Like most of us I was saddened by Steve Jobs death. I wrote about his accomplishments. Then I read Gawker’s portrayal of Jobs and remembered my upset/concerns with those same things. If you only want to remember the innovator Jobs click elsewhere. There is more to this complex man and the company he built.
Jobs created a tightly controlled vertical infrastructure for Apple products. Once you buy an iPhone or iPad you are stuck buying everything else you need from Apple!
If I come up with a great program for your iPhone or iPad I cannot sell it directly to you. I cannot sell it at all without selling it through (and giving a cut of the profits to) Apple. I can’t even write a program Apple would consider for its iTunes Store without writing it using Apple’s tools and a Mac! That is an artificial barrier.
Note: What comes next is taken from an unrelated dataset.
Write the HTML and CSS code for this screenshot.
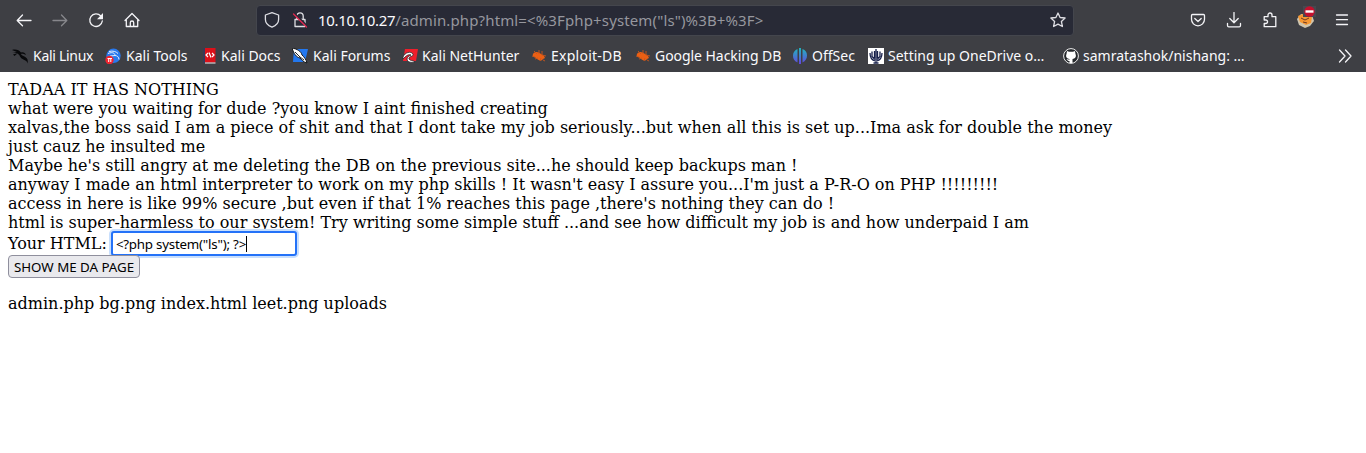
FILE: index.html
```html
<!DOCTYPE html>
<html lang="en">
<head>
<meta charset="utf-8">
<title>10.10.10.27/admin.php</title>
<link rel="stylesheet" href="styles.css">
</head>
<body>
<header class="chrome">
  <nav class="toolbar">
    <div class="nav-buttons">
      <svg class="icon" viewBox="0 0 16 16"><path d="M15 8.500H1.500M6.500 3 1.200 8.500l5.300 5.300"/></svg>
      <svg class="icon dim" viewBox="0 0 16 16"><path d="M1 8.500h13.500M9.500 3l5.300 5.500-5.300 5.300"/></svg>
      <svg class="icon" viewBox="0 0 16 16"><path d="M12.800 4A6.300 6.300 0 1 0 14.300 9"/><path class="solid" d="M15 1v6.200H9z"/></svg>
      <svg class="icon" viewBox="0 0 16 16"><path d="M1 8.500 8 1.500l7 7M2.300 7.500v7h11.400v-7M6.300 14.300v-3.600a1.700 1.700 0 0 1 3.400 0v3.600"/></svg>
    </div>
    <div class="urlbar">
      <svg class="icon" viewBox="0 0 16 16"><path d="M8 .7 14.600 3v4.500c0 3.500-3 6.300-6.600 7.700-3.600-1.400-6.600-4.200-6.600-7.700V3z"/></svg>
      <svg class="icon lock" viewBox="0 0 16 16"><path d="M4.800 7V4a3.200 3.200 0 0 1 6.400 0v3M3 7.500h10v7H3z"/><path class="gap" d="M2.500 1.500 15 14"/><path class="slash" d="M1.500 2l13 13"/></svg>
      <span class="url"><span class="host">10.10.10.27</span><span class="path">/admin.php?html=&lt;%3Fphp+system("ls")%3B+%3F&gt;</span></span>
      <svg class="icon" viewBox="0 0 16 16"><path d="m8 1 2.100 4.500 5 .5-3.700 3.500 1 5L8 12.100l-4.400 2.400 1-5L.9 6l5-.5z"/></svg>
    </div>
    <div class="actions">
      <svg class="icon" viewBox="0 0 16 16"><path d="M2.500 2.500h11q1 0 1 1v3.800a6.500 6.500 0 0 1-13 0V3.500q0-1 1-1zM4.800 6.500 8 9.500l3.200-3"/></svg>
      <svg class="icon" viewBox="0 0 16 16"><path d="M8 .5v10M3.800 6.500 8 10.700l4.200-4.200M1.500 11.500v2q0 1.300 1.300 1.300h10.400q1.300 0 1.300-1.300v-2"/></svg>
      <svg class="icon" viewBox="0 0 16 16"><path d="M2.200 8V4.700H6V3a2 2 0 0 1 4 0v1.700h3.800v10H2.200v-3.200h1.600a1.750 1.750 0 0 0 0-3.500z"/></svg>
      <svg class="fox" viewBox="0 0 20 22"><path d="m1 13 4-5 11 1 2 6-4 5-5 2-6-3z" fill="#cfc5ae"/><path d="m2 10 5-2 9 3-1 6-5 2-6-3z" fill="#f79832"/><path d="m5 12 4 2 4-2M7 16l4 1" fill="none" stroke="#6c3a24"/><path d="M7 0h13v11H7z" fill="#47484f"/><circle cx="13.500" cy="5.500" r="5.200" fill="#c5102d"/><path d="M9.500 4.300h8v2.400h-8z" fill="#fff"/></svg>
      <svg class="icon" viewBox="0 0 16 16"><path d="M2.500 3h11M2.500 7.700h11M2.500 12.500h11"/></svg>
    </div>
  </nav>
  <nav class="bookmarks">
    <span class="mark tight"><svg viewBox="0 0 16 16"><path d="M0 2c4-1 7 0 9 2.500 3-.5 4 .5 5 2.500-2-1-4-1.500-5-1 .5 2 5 2 6.500 5.500l.5 4C14 11 9.500 12 8 8.500 7 6 5 4.500 0 4.500L5 4zM1 6.500 6 5 2.500 8zM5 .5 9 3" fill="#08090b"/></svg>Kali Linux</span>
    <span class="mark"><svg viewBox="0 0 16 16"><circle cx="8.500" cy="7.800" r="7.200" fill="#2979ed"/><path d="M3 5.500c5-2 7 0 7 2 2 0 4 1.500 4 4M5 8l5-.5M4 3.500c4-1 7 0 9 2" fill="none" stroke="#e4efff"/><circle cx="4.500" cy="12" r="4.200" fill="#ef2530"/><path d="M2.500 10.500h4.500M3.700 10.500V14M5.800 10.500V14" stroke="#fff"/></svg>Kali Tools</span>
    <span class="mark near"><svg viewBox="0 0 16 16"><path d="M2 0h3v15H2z" fill="#363a59"/><path d="M4 0h10.500v14.500H4z" fill="#dc1019"/><path d="M4 15h10.500" stroke="#eee"/><path d="m7 5-2 2 2 2m4-4 2 2-2 2M8 4.500l2 5" fill="none" stroke="#fff" stroke-width="1.200"/></svg>Kali Docs</span>
    <span class="mark"><svg viewBox="0 0 16 16"><path d="M2 1h14l-3 13H1z" fill="#2378ef"/><path d="M0 0c5 1 9 3 10 7 2 2 4 4 5 8-4-1-6-4-7-5-4-1-6-4-8-10z" fill="#fff" stroke="#151719"/><path d="m3 4 5 5 4 3" fill="none" stroke="#222"/></svg>Kali Forums</span>
    <span class="mark near"><svg viewBox="0 0 16 16"><path d="M3 1h13l-2 12H1z" fill="#ee1f2c"/><path d="M1 9c2-5 8-6 10-3 1 3-5 2-4 5 1 2 4 1 6 3-4 1-8 0-8-3 0-2 2-3 4-4-3-1-5 1-8 4z" fill="#fff" stroke="#28282d" stroke-width=".8"/></svg>Kali NetHunter</span>
    <span class="mark near wide"><svg viewBox="0 0 16 16"><use href="#bug"/></svg>Exploit-DB</span>
    <span class="mark near snug"><svg viewBox="0 0 16 16"><g id="bug"><path d="M2 6c2-3 6-2 8 0l3 2 1 2-2 1c-2 3-5 1-7-1-2-1-4-2-3-4z" fill="#ec5f13"/><path d="M1 8 4 9M3 3l3 3M8 2v4M11 3v4l4 1M4 11l3-1M9 13l1-3M12 12l2 1" fill="none" stroke="#c9561b" stroke-width=".9"/></g></svg>Google Hacking DB</span>
    <span class="mark near"><svg viewBox="0 0 16 16"><defs><linearGradient id="off" x2="0" y2="1"><stop stop-color="#20b6bd"/><stop offset="1" stop-color="#6345dc"/></linearGradient></defs><path d="M5.500 1v13.500C2 13 1 10.500 1 7.500S3 2 5.500 1zM7 0h2v16H7zM10.500 1c3 1 4.500 3.500 4.500 6.500s-1.500 5.500-4.500 7z" fill="url(#off)"/></svg>OffSec</span>
    <span class="mark near"><svg viewBox="0 0 16 16"><path d="M0 0h16v16H0z" fill="#fff"/><path d="M8 1v14M6.500 3v7M9.500 3v7M4 3.500v5l3 3M12 3.500v5l-3 3M2 5c0 5 2 7 5 8M14 5c0 5-2 7-5 8M5.500 15h5" fill="none" stroke="#17204b" stroke-width="1.300"/></svg>Setting up OneDrive o…</span>
    <span class="mark near"><svg viewBox="0 0 16 16"><circle cx="8" cy="8" r="7.400" fill="#24272b" stroke="#eee"/><path d="m4 3 2 .8h4L12 3l.5 3c1.200 3-.5 4.800-3 5v4h-3v-2c-2 .3-2-1-3-2l3 .8V11c-2.500-.2-4.200-2-3-5z" fill="#fff"/></svg>samratashok/nishang: …</span>
    <svg class="icon more" viewBox="0 0 16 16"><path d="m2.500 2 5.500 6-5.500 6m6-12 5.500 6-5.500 6"/></svg>
  </nav>
</header>
<main class="page">
  <p class="story">TADAA IT HAS NOTHING<br>
  what were you waiting for dude ?you know I aint finished creating<br>
  xalvas,the boss said I am a piece of shit and that I dont take my job seriously...but when all this is set up...Ima ask for double the money<br>
  just cauz he insulted me<br>
  Maybe he's still angry at me deleting the DB on the previous site...he should keep backups man !<br>
  anyway I made an html interpreter to work on my php skills ! It wasn't easy I assure you...I'm just a P-R-O on PHP !!!!!!!!!<br>
  access in here is like 99% secure ,but even if that 1% reaches this page ,there's nothing they can do !<br>
  html is super-harmless to our system! Try writing some simple stuff ...and see how difficult my job is and how underpaid I am</p>
  <form class="form">
    <div class="row"><span>Your HTML:</span><div class="field"><span>&lt;?php system("ls"); ?&gt;</span><i class="caret"></i></div></div>
    <button class="submit" type="button">SHOW ME DA PAGE</button>
  </form>
  <p class="output">admin.php bg.png index.html leet.png uploads</p>
</main>
</body>
</html>
```
FILE: styles.css
```css
* { box-sizing: border-box; }
body { margin: 0; background: #fff; color: #000; font: 16px/19px "DejaVu Serif", serif; overflow: hidden; }
.chrome { height: 72px; background: #3e3f44; color: #fbfbfe; font-family: "Noto Sans", sans-serif; }
.toolbar { display: flex; height: 40px; padding: 0 16px; align-items: center; }
.nav-buttons, .actions { display: flex; gap: 20px; align-items: center; }
.nav-buttons { width: 240px; }
.icon { width: 16px; height: 16px; flex: none; fill: none; stroke: #f4f4f7; stroke-width: 1.3; stroke-linejoin: round; stroke-linecap: round; }
.dim { opacity: .4; }
.solid { fill: #f4f4f7; stroke: none; }
.urlbar { display: flex; width: 818px; height: 31px; padding: 0 7px; align-items: center; background: #282a36; border: 1px solid #44464d; border-radius: 4px; }
.urlbar .icon { stroke: #dedee3; }
.lock { margin-left: 12px; }
.urlbar .lock .gap { stroke: #282a36; stroke-width: 2; }
.urlbar .lock .slash { stroke: #e22850; }
.url { flex: 1; margin-left: 10px; font-size: 15px; line-height: 20px; white-space: nowrap; }
.host { letter-spacing: -.32px; }
.path { color: #96979e; letter-spacing: .13px; }
.actions { margin-left: 116px; }
.fox { width: 20px; height: 22px; margin: -6px -2px 0; flex: none; }
.bookmarks { display: grid; grid-template-columns: 93px 96px 91px 110px 129px 104px 157px 76px 195px 274px 16px; height: 32px; padding-left: 12px; align-items: center; font-size: 14px; }
.mark { display: flex; gap: 5px; align-items: center; white-space: nowrap; line-height: 20px; }
.mark svg { width: 16px; height: 16px; flex: none; }
.near { gap: 4px; }
.tight { letter-spacing: -.28px; }
.snug { letter-spacing: -.05px; }
.wide { letter-spacing: .25px; }
.page { padding: 8px; }
.story, .output { margin: 0; white-space: nowrap; }
.row { display: flex; height: 23px; align-items: center; gap: 4px; }
.field { display: flex; width: 186px; height: 25px; padding: 0 3px; align-items: center; background: #fff; border: 2px solid #2472f8; border-radius: 3px; box-shadow: 0 0 0 2px #c8dffd; font: 13.333px/18px "Noto Sans", sans-serif; letter-spacing: -.22px; white-space: nowrap; }
.caret { width: 1px; height: 16px; background: #000; }
.submit { display: block; position: relative; width: 132px; height: 23px; padding: 0; background: #e9e9ed; border: 1px solid #8f8f9d; border-radius: 4px; color: #000; font: 13.333px/18px "Noto Sans", sans-serif; letter-spacing: -.03px; white-space: nowrap; }
.output { margin-top: 16px; }
```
From Gawker: In the name of protecting children from the evils of erotica — “freedom from porn” — and adults from one another, Jobs has banned from being installed on his devices gay art, gay travel guides, political cartoons, sexy pictures, Congressional candidate pamphlets, political caricature, Vogue fashion spreads, systems invented by the opposition, and other things considered morally suspect.
Imagine you bought a Ford and were only permitted to fill it with Ford gasoline. Same thing.
Some have wondered whether Apple has become the Big Brother/1984 company they railed against in their famous Super Bowl ad? It’s a fair question. After all, today it is Apple that’s all about slavish conformity and control.
Apple is also a company that’s moved American jobs offshore. As far as I know all their products are now manufactured overseas. As Mike Daisey wrote in the New York Times:
Apple’s rise to power in our time directly paralleled the transformation of global manufacturing. As recently as 10 years ago Apple’s computers were assembled in the United States, but today they are built in southern China under appalling labor conditions. Apple, like the vast majority of the electronics industry, skirts labor laws by subcontracting all its manufacturing to companies like Foxconn, a firm made infamous for suicides at its plants, a worker dying after working a 34-hour shift, widespread beatings, and a willingness to do whatever it takes to meet high quotas set by tech companies like Apple.
There’s no doubt much of what Jobs did was good. He was not a saint.